Sociologists at Calvin College have shared this notion of the mission of their field for their teaching and scholarship for many years. In 1979 and 1980 the department prepared a set of essays for use in several of the department's courses at the time (Smit, 1980). These essays are attempts to integrate Christian and sociological learning with respect to the discipline of sociology, the value of the discipline for Christians, cultural relativism, deviance and crime, group organization, socialization, social inequality, institutional racism, sport, family, religion, and demography. Some of the books published by department members explicitly reflect this sense of mission (Annis, Loyd-Paige, & Rice, 2001; De Jong & Smit, 1987; De Jong & Wilson, 1979). Closely related, too, are the recent books edited by Professor Hugen on spirituality and social work practice (Van Hook, Hugen, & Aguilar, 2001), and Christianity and social work practice (Hugen, 1998).

These works further flesh out the skeletonal statement of mission and goals given above. There are two points made in these writings that the department believes are especially important to its current understanding of mission. The first is that effectively acting as agents of renewal requires Reformed Christians to possess the capacity to engage diverse persons and social organizations through processes of compassion and love as well as speaking out against patterns of evil and injustice. While it is important to speak out and act against social distortions as Jesus did when, for example, he threw the money changers from the temple (Matthew 21: 12-13), the process of social renewal also requires compassionate and respectful engagement across lines of diversity as Jesus enacted toward publicans, sinners, the poor, the Samaritan woman, and the adulterous woman brought to him by the Pharisees. The department, therefore, views interpersonal and social renewal as more than discerning, labeling, and speaking out against what is evil in the world. Renewal also means having the capacity to love those engaged in evil or injustice, viewing them as more than the evil or injustice they perpetrate, and engaging them in a process of mutual growth in which the distinction between renewer and renewed often blurs as both become agents of healing to one another.

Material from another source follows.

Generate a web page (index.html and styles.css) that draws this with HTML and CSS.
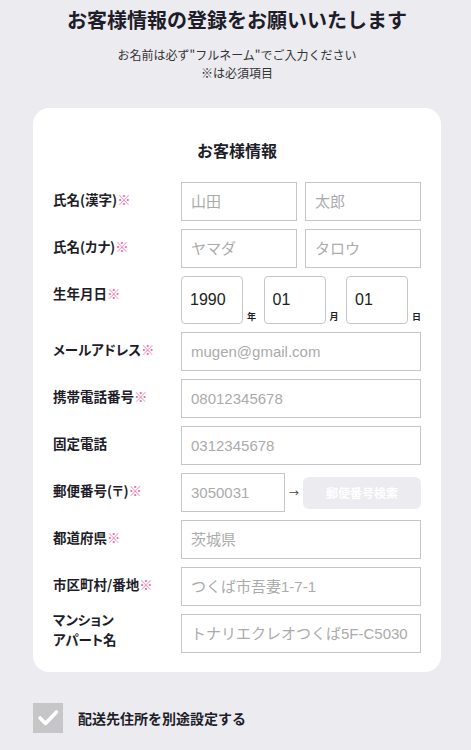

The second point, shared by others writing about the integration of Christianity and sociology (Fraser & Compolo, 1992), is that the department believes the process of renewal must be equally directed inward toward ourselves in the Christian community as well as to the outside world. It is the nature of human communities to find it easier to discern brokenness in other communities than to perceive it and confess it within their own ranks. The department believes an important part of its mission in teaching and scholarship is to turn the lens of sociological analysis on Christian communities, their social patterns, and their institutions, considering these against the truths of scripture and its claims on all people to be loving and just interpersonally and in the social structures and institutions they create. While such analysis may be ignored by the Christian communities concerned or viewed as unfriendly or disrespectful, the department intends it as a service inspired by a biblical sense of shalom and a commitment to being agents of renewal in our roles as Christian sociologists.

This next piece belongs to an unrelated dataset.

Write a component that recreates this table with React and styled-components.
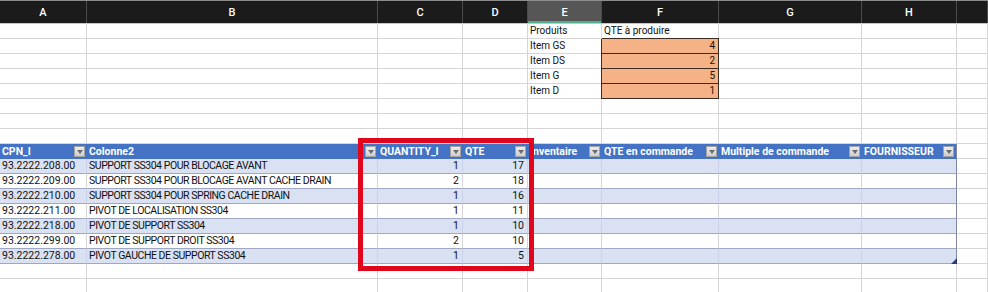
import React from 'react';
import styled, { createGlobalStyle, css } from 'styled-components';

const GlobalStyle = createGlobalStyle`
  html, body { margin: 0; padding: 0; background: #fff; }
  body { font-family: Roboto, "Liberation Sans", sans-serif; overflow: hidden; }
`;

const COLS = '87px 291px 85px 65px 74px 117px 143px 95px 1fr';

const Sheet = styled.div`
  position: relative;
  width: 988px;
  height: 292px;
  overflow: hidden;
  background: #fff;
`;

const HeaderBar = styled.div`
  display: grid;
  grid-template-columns: ${COLS};
  height: 24px;
  box-sizing: border-box;
  border-top: 1px solid #8c8c8c;
  border-bottom: 1px solid #c6c6c6;
  background: #1b1b1b;
`;

const ColLetter = styled.div`
  display: flex;
  align-items: center;
  justify-content: center;
  color: #fff;
  font-size: 11px;
  font-weight: 500;
  border-right: 1px solid #4a4a4a;
  background: ${p => (p.$selected ? '#565656' : 'transparent')};
  box-shadow: ${p => (p.$selected ? 'inset 0 -2px 0 #4fae8f' : 'none')};
`;

const Row = styled.div`
  display: grid;
  grid-template-columns: ${COLS};
  height: 15px;
`;

const kinds = {
  plain: css`
    background: #fff;
    border-right-color: #d6d6d6;
    border-bottom-color: #d6d6d6;
  `,
  orange: css`
    background: #f5b286;
    color: #1a1208;
    border-right-color: #3a2c22;
    border-bottom-color: #3a2c22;
    box-shadow: 0 -1px 0 #3a2c22, -1px 0 0 #3a2c22;
  `,
  band: css`
    background: #d9e1f2;
    border-right-color: #cad3ea;
    border-bottom-color: #9ea8c2;
    font-size: 10.5px;
  `,
  stripe: css`
    background: #fff;
    border-right-color: #d6d6d6;
    border-bottom-color: #9ea8c2;
    font-size: 10.5px;
  `,
};

const Cell = styled.div`
  box-sizing: border-box;
  height: 15px;
  padding: 0 3px 0 2px;
  font-size: 10px;
  line-height: 14px;
  white-space: nowrap;
  color: #111;
  border-right: 1px solid;
  border-bottom: 1px solid;
  text-align: ${p => (p.$right ? 'right' : 'left')};
  ${p => kinds[p.$kind || 'plain']}
  ${p => p.$tight && css`letter-spacing: -0.45px;`}
  ${p => p.$edge && css`border-right-color: #7d879f;`}
`;

const HeadCell = styled.div`
  box-sizing: border-box;
  height: 15px;
  display: flex;
  align-items: center;
  justify-content: space-between;
  padding: 0 2px 0 2px;
  background: #4472c4;
  color: #fff;
  font-weight: 700;
  font-size: 10.5px;
  white-space: nowrap;
  overflow: hidden;
  border-bottom: 1px solid #4472c4;
  ${p => p.$edge && css`border-right: 1px solid #7d879f;`}
`;

const FilterBtn = styled.span`
  flex: none;
  width: 11px;
  height: 11px;
  box-sizing: border-box;
  display: flex;
  align-items: center;
  justify-content: center;
  background: linear-gradient(#ececec, #cfcfcf);
  border: 1px solid #a3a3a3;
  &::after {
    content: '';
    border-left: 3px solid transparent;
    border-right: 3px solid transparent;
    border-top: 4px solid #6a6a6a;
    margin-top: 1px;
  }
`;

const Highlight = styled.div`
  position: absolute;
  left: 358px;
  top: 138px;
  width: 176px;
  height: 133px;
  box-sizing: border-box;
  border: 5px solid #e1061b;
  pointer-events: none;
`;

const ResizeHandle = styled.svg`
  position: absolute;
  left: 951px;
  top: 258px;
`;

const letters = ['A', 'B', 'C', 'D', 'E', 'F', 'G', 'H', ''];
const headers = ['CPN_I', 'Colonne2', 'QUANTITY_I', 'QTE', 'Inventaire', 'QTE en commande', 'Multiple de commande', 'FOURNISSEUR'];

const top = [
  ['Produits', 'QTE à produire', false],
  ['Item GS', 4, true],
  ['Item DS', 2, true],
  ['Item G', 5, true],
  ['Item D', 1, true],
  [null, null, false],
  [null, null, false],
  [null, null, false],
];

const data = [
  ['93.2222.208.00', 'SUPPORT SS304 POUR BLOCAGE AVANT', 1, 17],
  ['93.2222.209.00', 'SUPPORT SS304 POUR BLOCAGE AVANT CACHE DRAIN', 2, 18],
  ['93.2222.210.00', 'SUPPORT SS304 POUR SPRING CACHE DRAIN', 1, 16],
  ['93.2222.211.00', 'PIVOT DE LOCALISATION SS304', 1, 11],
  ['93.2222.218.00', 'PIVOT DE SUPPORT SS304', 1, 10],
  ['93.2222.299.00', 'PIVOT DE SUPPORT DROIT SS304', 2, 10],
  ['93.2222.278.00', 'PIVOT GAUCHE DE SUPPORT SS304', 1, 5],
];

function BlankRow() {
  return (
    <Row>
      {letters.map((_, i) => <Cell key={i} />)}
    </Row>
  );
}

export default function App() {
  return (
    <>
      <GlobalStyle />
      <Sheet>
        <HeaderBar>
          {letters.map((l, i) => (
            <ColLetter key={i} $selected={l === 'E'}>{l}</ColLetter>
          ))}
        </HeaderBar>

        {top.map(([e, f, orange], r) => (
          <Row key={'t' + r}>
            <Cell /><Cell /><Cell /><Cell />
            <Cell>{e}</Cell>
            <Cell $kind={orange ? 'orange' : 'plain'} $right={orange}>{f}</Cell>
            <Cell /><Cell /><Cell />
          </Row>
        ))}

        <Row>
          {headers.map((h, i) => (
            <HeadCell key={i} $edge={i === 7}>
              <span>{h}</span>
              <FilterBtn />
            </HeadCell>
          ))}
          <Cell />
        </Row>

        {data.map(([a, b, c, d], r) => {
          const kind = r % 2 === 0 ? 'band' : 'stripe';
          return (
            <Row key={'d' + r}>
              <Cell $kind={kind}>{a}</Cell>
              <Cell $kind={kind} $tight>{b}</Cell>
              <Cell $kind={kind} $right>{c}</Cell>
              <Cell $kind={kind} $right>{d}</Cell>
              <Cell $kind={kind} />
              <Cell $kind={kind} />
              <Cell $kind={kind} />
              <Cell $kind={kind} $edge />
              <Cell />
            </Row>
          );
        })}

        <BlankRow />
        <BlankRow />

        <Highlight />
        <ResizeHandle width="6" height="6" viewBox="0 0 6 6">
          <path d="M6 0 L6 6 L0 6 Z" fill="#2b3a7a" />
        </ResizeHandle>
      </Sheet>
    </>
  );
}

The department also wishes to emphasize that the statement of mission for sociology is one aimed primarily at fostering a vocational orientation in students and only secondarily as preparation for specific occupations. This emphasis is consistent with the mission of the college that states, as an institution of Christian higher education, Calvin College attempts to equip the body of Christ with ". the careful reflection it needs to be a thoughtful and effective agent of renewal" (Calvin College, 1996, p. 33). The same is true, incidentally, for the other major program in the department, the social work major. Although a professional program, the mission of the social work program is first of all to prepare students for the vocation of Christian service and secondarily to teach the knowledge, skills, and values useful in entry-level, social work positions. (For a statement and explication of the mission of the social work program and its congruence with that of sociology, see the most recent self-study document for the B.S.W. program [Social Work Program Committee, 1996]).